If you are searching for a home in a market that is highly competitive, you should be ready to take action as soon as you see a property that interests you. Therefore, you should make sure that you have already taken the necessary steps to demonstrate to the listing agent that you are a serious potential buyer. Obtain pre-qualification for a mortgage prior to visiting the open house event, if you want to make offers on the home right away.

Bring a List of Questions to Ask

You will probably know a bit about the property before you arrive, thanks to your real estate agent. However, once you arrive at the open house, you should have a list of questions to ask the listing agent. These questions don’t necessarily have to be about the property itself. You might have questions about the neighborhood, amenities nearby or other homes in the area.
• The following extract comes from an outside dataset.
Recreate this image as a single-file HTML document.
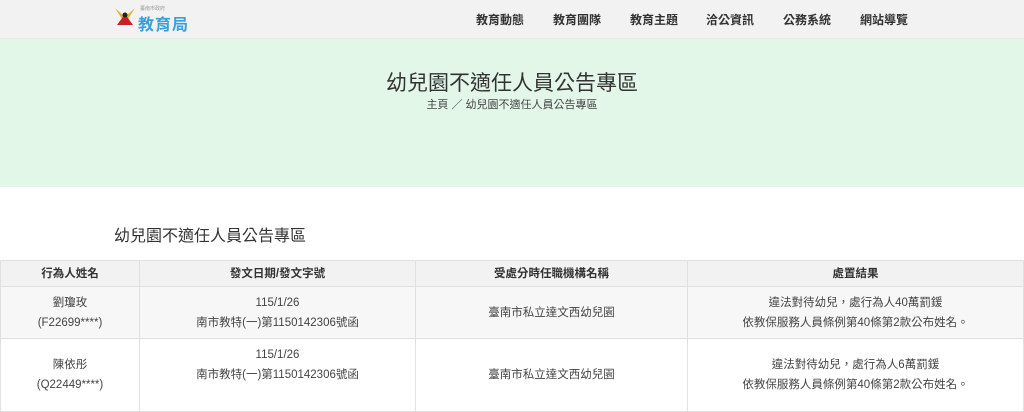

Use the open house as an opportunity to get as much information as you need in order to decide if it is a good idea to make an offer on the property. Buying the right property requires that you do your research thoroughly. Therefore, don’t be shy about asking questions because you will likely want to ask them anyway after you make an offer. Asking questions can also help you to avoid nasty surprises later on, such as significant costs for repair work or title issues, that you didn’t anticipate.